Впрочем, есть и более глубинное различие. Вавилонский Талмуд предполагает, что существует определенный пласт сверхъестественной реальности. Согласно этому объяснению, очевидно: если бы первосвященник молился достаточно горячо и усердно, никто не погибал бы по трагической случайности.

Объяснение Маймонида не апеллирует к сверхъестественному. В широком смысле оно относится к сфере того, что мы бы назвали социальной психологией. Человеку легче смириться с былыми несчастьями, если ему не попадается каждый день на глаза наглядное напоминание: допустим, водитель машины, которая когда‑то темной ночью, под проливным дождем, около крутого поворота сбила его сына, переходившего шоссе.

В некоторых случаях чья‑то смерть вызывает массовую и сильнейшую всенародную скорбь (в Великобритании так откликнулись на гибель принцессы Дианы и кончину королевы‑матери).
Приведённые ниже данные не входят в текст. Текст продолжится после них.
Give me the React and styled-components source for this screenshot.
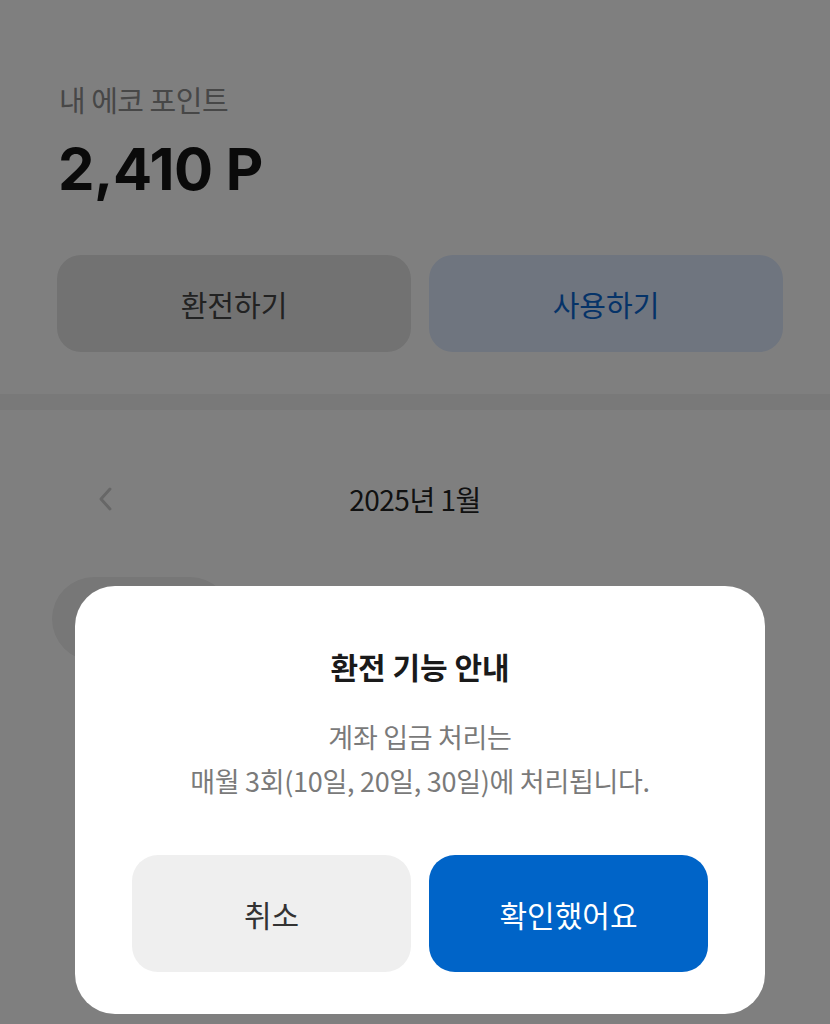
import React from "react";
import styled, { createGlobalStyle } from "styled-components";

const GlobalStyle = createGlobalStyle`
  html, body {
    margin: 0;
    padding: 0;
    background: #ffffff;
  }
  body {
    font-family: "Noto Sans CJK KR", "Noto Sans", sans-serif;
    overflow: hidden;
  }
  * {
    box-sizing: border-box;
  }
`;

const Page = styled.div`
  position: relative;
  width: 830px;
  height: 1024px;
  background: #ffffff;
  overflow: hidden;
`;

const PointSection = styled.section`
  padding: 78px 47px 42px 57px;
  border-bottom: 16px solid #f3f3f3;
`;

const Label = styled.p`
  margin: 0 0 0 2px;
  font-size: 29px;
  line-height: 42px;
  color: #8e8e8e;
  letter-spacing: -0.5px;
`;

const Amount = styled.h1`
  margin: 14px 0 0 1px;
  font-family: "Inter", "Noto Sans CJK KR", sans-serif;
  font-size: 58px;
  line-height: 70px;
  font-weight: 700;
  color: #141414;
  letter-spacing: -0.5px;
`;

const ActionRow = styled.div`
  display: grid;
  grid-template-columns: 1fr 1fr;
  gap: 18px;
  margin-top: 51px;
`;

const ActionButton = styled.button`
  height: 97px;
  border: none;
  border-radius: 24px;
  font-family: inherit;
  font-size: 29px;
  background: ${({ $primary }) => ($primary ? "#deeaff" : "#e4e4e4")};
  color: ${({ $primary }) => ($primary ? "#0a66d0" : "#444444")};
`;

const MonthNav = styled.div`
  position: relative;
  display: flex;
  align-items: center;
  justify-content: center;
  height: 60px;
  margin-top: 59px;
  padding: 0 90px;
`;

const PrevButton = styled.span`
  position: absolute;
  left: 97px;
  top: 17px;
  display: flex;
`;

const MonthTitle = styled.span`
  font-size: 28px;
  color: #222222;
  letter-spacing: -0.5px;
`;

const Chips = styled.div`
  display: flex;
  gap: 12px;
  padding: 0 0 0 52px;
  margin-top: 48px;
`;

const Chip = styled.span`
  width: 180px;
  height: 84px;
  border-radius: 42px;
  background: #eeeeee;
`;

const Overlay = styled.div`
  position: absolute;
  inset: 0;
  background: rgba(0, 0, 0, 0.5);
  display: flex;
  align-items: flex-end;
  justify-content: flex-start;
  padding: 0 0 10px 75px;
`;

const Modal = styled.div`
  width: 690px;
  height: 428px;
  background: #ffffff;
  border-radius: 40px;
  padding: 58px 57px 42px;
  display: flex;
  flex-direction: column;
  align-items: center;
`;

const ModalTitle = styled.h2`
  margin: 0;
  font-size: 30px;
  line-height: 44px;
  font-weight: 700;
  color: #1a1a1a;
`;

const ModalBody = styled.p`
  margin: 27px 0 0;
  font-size: 27px;
  line-height: 44px;
  color: #7a7a7a;
  text-align: center;
  letter-spacing: -0.3px;
`;

const ModalActions = styled.div`
  display: grid;
  grid-template-columns: 1fr 1fr;
  gap: 18px;
  width: 100%;
  margin-top: auto;
`;

const ModalButton = styled.button`
  height: 117px;
  border: none;
  border-radius: 26px;
  font-family: inherit;
  font-size: 30px;
  background: ${({ $primary }) => ($primary ? "#0064c8" : "#efefef")};
  color: ${({ $primary }) => ($primary ? "#ffffff" : "#333333")};
`;

export default function App() {
  return (
    <>
      <GlobalStyle />
      <Page>
        <PointSection>
          <Label>내 에코 포인트</Label>
          <Amount>2,410 P</Amount>
          <ActionRow>
            <ActionButton>환전하기</ActionButton>
            <ActionButton $primary>사용하기</ActionButton>
          </ActionRow>
        </PointSection>
        <MonthNav>
          <PrevButton>
            <svg width="16" height="26" viewBox="0 0 16 26" fill="none">
              <path
                d="M13 3L4 13L13 23"
                stroke="#cfcfcf"
                strokeWidth="3"
                strokeLinecap="round"
                strokeLinejoin="round"
              />
            </svg>
          </PrevButton>
          <MonthTitle>2025년 1월</MonthTitle>
        </MonthNav>
        <Chips>
          <Chip />
        </Chips>
        <Overlay>
          <Modal>
            <ModalTitle>환전 기능 안내</ModalTitle>
            <ModalBody>
              계좌 입금 처리는
              <br />
              매월 3회(10일, 20일, 30일)에 처리됩니다.
            </ModalBody>
            <ModalActions>
              <ModalButton>취소</ModalButton>
              <ModalButton $primary>확인했어요</ModalButton>
            </ModalActions>
          </Modal>
        </Overlay>
      </Page>
    </>
  );
}
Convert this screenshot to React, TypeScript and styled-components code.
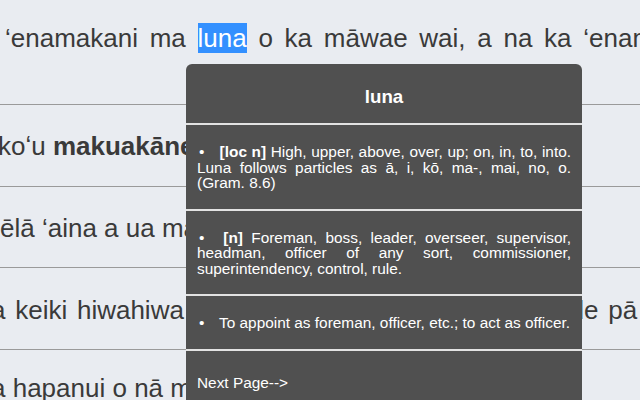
import React from "react"
import styled, { createGlobalStyle } from "styled-components"

const GlobalStyle = createGlobalStyle`
  html, body {
    margin: 0;
    padding: 0;
    background: #e9ecf1;
    overflow: hidden;
  }
  body {
    font-family: "Liberation Sans", Arial, sans-serif;
  }
`

const Page = styled.div`
  position: relative;
  width: 640px;
  height: 400px;
  overflow: hidden;
`

const Reading = styled.div`
  display: flex;
  flex-direction: column;
`

const Sentence = styled.div<{ $top: number; $bottom: number }>`
  padding: ${p => p.$top}px 0 ${p => p.$bottom}px;
  border-bottom: 1px solid #9a9a9a;
  font-size: 26px;
  line-height: 30px;
  color: #3a3a3a;
  white-space: nowrap;
  overflow: hidden;
`

const SentenceText = styled.span<{ $shift: number; $spacing: number }>`
  display: inline-block;
  margin-left: ${p => p.$shift}px;
  word-spacing: ${p => p.$spacing}px;
`

const Highlight = styled.span`
  background: #3390ff;
  color: #ffffff;
`

const Gap = styled.span<{ $width: number }>`
  display: inline-block;
  width: ${p => p.$width}px;
`

const Popup = styled.div`
  position: absolute;
  left: 186px;
  top: 64px;
  width: 396px;
  background: #505050;
  color: #ffffff;
  border-radius: 6px 6px 0 0;
  font-family: "Liberation Sans", Arial, sans-serif;
`

const PopupTitle = styled.div`
  height: 59px;
  box-sizing: border-box;
  padding-top: 6px;
  display: flex;
  align-items: center;
  justify-content: center;
  font-size: 18.72px;
  font-weight: bold;
`

const Entry = styled.div`
  border-top: 2px solid #e2e2e2;
  padding: 19px 11px 18px;
  font-size: 15.4px;
  line-height: 15.5px;
  text-align: justify;
  text-align-last: left;
`

const Bullet = styled.span`
  display: inline-block;
  width: 18px;
  padding-left: 2px;
  box-sizing: border-box;
`

const Tag = styled.b`
  font-weight: bold;
`

const NextPage = styled.div`
  border-top: 2px solid #e2e2e2;
  padding: 24px 11px 30px;
  font-size: 15.4px;
  line-height: 15px;
`

const definitions = [
  { tag: "[loc n]", text: "High, upper, above, over, up; on, in, to, into. Luna follows particles as ā, i, kō, ma-, mai, no, o. (Gram. 8.6)" },
  { tag: "[n]", text: "Foreman, boss, leader, overseer, supervisor, headman, officer of any sort, commissioner, superintendency, control, rule." },
  { tag: "", text: "To appoint as foreman, officer, etc.; to act as officer." },
]

const App = () => {
  return (
    <Page>
      <GlobalStyle />
      <Reading>
        <Sentence $top={23} $bottom={51}>
          <SentenceText $shift={5} $spacing={4.5}>
            ‘enamakani ma <Highlight>luna</Highlight> o ka māwae wai, a na ka ‘enamakani
          </SentenceText>
        </Sentence>
        <Sentence $top={26} $bottom={25}>
          <SentenceText $shift={-2} $spacing={0}>
            koʻu <b>makuakāne</b> i ka wā kahiko
          </SentenceText>
        </Sentence>
        <Sentence $top={26} $bottom={24}>
          <SentenceText $shift={0} $spacing={0}>
            ēlā ‘aina a ua mālama
          </SentenceText>
        </Sentence>
        <Sentence $top={27} $bottom={24}>
          <SentenceText $shift={-9} $spacing={2.5}>
            a keiki hiwahiwa<Gap $width={380} />ale pā
          </SentenceText>
        </Sentence>
        <Sentence $top={23} $bottom={27}>
          <SentenceText $shift={-9} $spacing={0}>
            a hapanui o nā mea
          </SentenceText>
        </Sentence>
      </Reading>

      <Popup>
        <PopupTitle>luna</PopupTitle>
        {definitions.map((d, i) => (
          <Entry key={i}>
            <Bullet>•</Bullet>{" "}
            {d.tag && <Tag>{d.tag}</Tag>}{d.tag && " "}
            {d.text}
          </Entry>
        ))}
        <NextPage>Next Page--&gt;</NextPage>
      </Popup>
    </Page>
  )
}

export default App
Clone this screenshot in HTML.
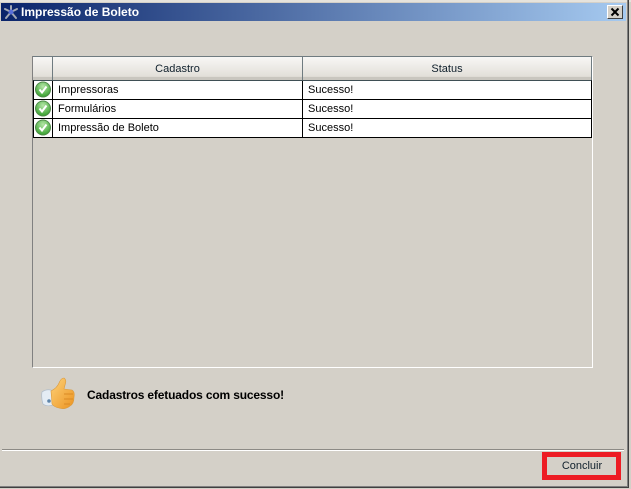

В некоторых обстоятельствах — например, после терактов 11 сентября 2001 года в США или цунами на побережье Индийского океана 26 декабря 2004 года — наши личные обиды начинают казаться сущей ерундой. Это, как говорит Маймонид, происходит «естественным образом».

Это фундаментальное различие между естественным и сверхъестественным объяснением иудаизма проходит через многие эпохи еврейской истории: мудрецы Талмуда дискутировали со священниками, философы — с мистиками, рабби Ишмаэль — с рабби Акивой, Маймонид расходился во мнениях с Йеудой Галеви, и так происходит доныне.

Важно понимать, что в иудаизме далеко не любой подход к религиозной вере предполагает сверхъестественные события — такие, которые невозможно объяснить в рамках науки в широком смысле слова. Б‑г превыше вселенной, и тем не менее Его действия в пределах вселенной, возможно, сообразуются с законами природы и причинно‑следственными связями.

С этой точки зрения молитва меняет мир, потому что она меняет нас. Тора обладает способностью преобразить общество, причем не с помощью чудес, а посредством воздействия, которое полностью объяснимо в плоскости политической теории и общественных наук. Это не единственный из возможных подходов к иудаизму, но таков подход Маймонида, остающийся одним из двух великих путей к постижению нашей веры.